Luís Roberto Barroso — Eu tenho uma posição firmada da conveniência de se descriminalizar completamente o consumo de maconha e descriminalizar o porte de pequenas quantidades de maconha. Um percentual muito expressivo das pessoas presas hoje no Brasil é por tráfico de pequenas quantidades de maconha, mais comumente. Eventualmente, cocaína. Assim, mandamos para o sistema penitenciário brasileiro um jovem de 18 ou 19 anos, réu primário e de bons antecedentes que é preso com 50 gramas de maconha. Em um caso meu recente eram 69 gramas de maconha. Ele foi condenado a prisão preventiva em regime fechado no presídio central de Porto Alegre, que é um dos piores do país — um réu primário. Esse é um indivíduo de baixa periculosidade, mas, depois de cumprir alguns meses de pena nesse presídio, torna-se um preso de alta periculosidade. Em muitos presídios, no dia em que o condenado entra, tem que escolher a qual facção ele vai pertencer, vai dever favores, vai dever a vida e, depois que sair da prisão, vai ter que pagar esses favores. O sistema, como nós já vimos, não ressocializa. No primeiro mundo, a grande preocupação dos legisladores em relação à droga é com o consumo, a situação do usuário da droga. Isso é importante, mas não é o maior problema no Brasil. O maior problema aqui é o poder que o tráfico tem sobre as comunidades pobres. O segundo é o efeito deletério que a criminalização da maconha produz sobre esses jovens que são presos e mandados para o sistema penitenciário. Em terceiro lugar vem o usuário. Portanto, nós temos que pensar em como neutralizar o poder do traficante, que é a maior violação difusa dos direitos humanos no país. É a violação de uma família criar os seus filhos num ambiente pacífico e sob um ideal de honestidade e correção. O tráfico oferece a este jovem, filho desta família, condições de remuneração e de vida impensáveis num emprego formal lícito. Ou seja, produz uma concorrência desleal com a vida honesta desta criança, desde a fase inicial da sua formação.

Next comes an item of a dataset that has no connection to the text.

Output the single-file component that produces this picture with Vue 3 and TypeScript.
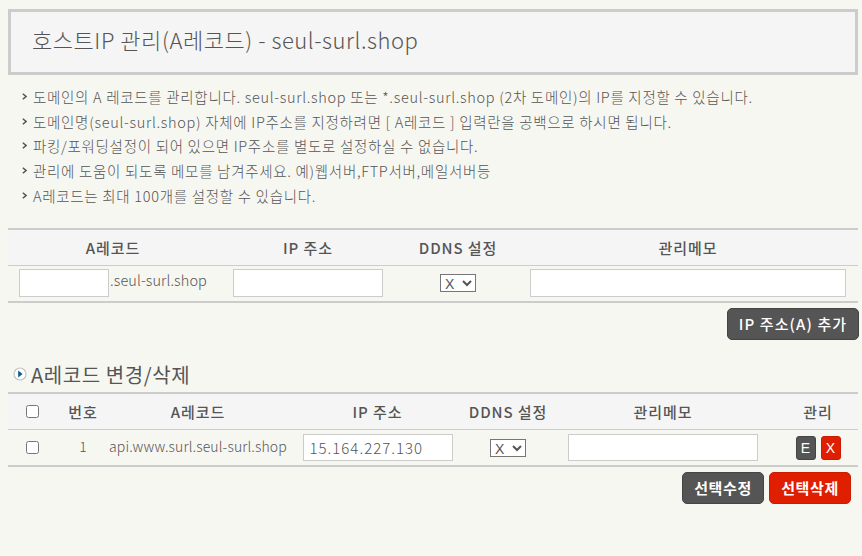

ConJur — O senhor acha que deveríamos legalizar todas as drogas?
Luís Roberto Barroso — Eu começaria pela maconha, como um laboratório, uma experiência social. Não pode ser uma coisa improvisada, tem que ser bem feito, com consultoria internacional, colocar no papel, saber quais são as opções, quanto custa e como regulamentar, e até mesmo se quer estatizar. No Uruguai, esse foi o caminho, nos Estados Unidos, não. Eu acho que se deve fazer com a maconha a mesma coisa que se faz com cigarro. É legal, fiscalizado, com campanhas de esclarecimento, de desincentivo. Acho que o país não perderia nada se fizesse essa experiência. Como disse o grande navegador Amyr Klink: "O maior naufrágio é não partir".
ConJur — No caso de se legalizar a maconha, as pessoas que já estão presas por tráfico de pequenas quantidades da droga podem ser soltas?
Luís Roberto Barroso — Acho que sim. Cabe revisão criminal se já tiver trânsito em julgado, ou relaxamento da prisão.
ConJur — Como advogado, o senhor defendeu, no STF, as uniões homoafetivas. Como o senhor vê o fato de a Suprema Corte dos EUA ter seguido a mesma linha?
Luís Roberto Barroso — Acho que nesta matéria saímos na frente e devemos nos orgulhar disso. Pessoalmente, defendi a equiparação das uniões homoafetivas às uniões estáveis convencionais em um artigo publicado em 2007. O Supremo acolheu esta tese, em uma ação que propus em nome do governador do estado do Rio de Janeiro em 2011. Foi uma das causas mais emocionantes da minha vida e eu considero que tenha sido a minha melhor sustentação oral. Foi um passo decisivo para o fim da discriminação e do preconceito contra os gays em geral. Em seguida, veio a regulamentação do casamento, que foi feita pelo Conselho Nacional de Justiça. O que vale a vida são os nossos afetos e as pessoas têm que ter o direito de colocar o seu afeto onde mora o seu desejo. Impedir essas pessoas de se casarem viola o direito fundamental à liberdade que cada um tem de fazer as próprias escolhas existenciais e à igualdade entre todas as pessoas. Se nós achamos que o casamento é uma coisa boa, porque potencializa os afetos, diminui a promiscuidade etc., o que justificaria nós excluirmos um grupo de pessoas desta possibilidade? Diminuir as pessoas ou as suas relações afetivas em razão da orientação sexual é uma derrota para o espírito. No futuro, isso vai ser visto com o mesmo espanto com que nós hoje encaramos a escravidão, a ideia de inferioridade da mulher ou o sacrifício de deficientes.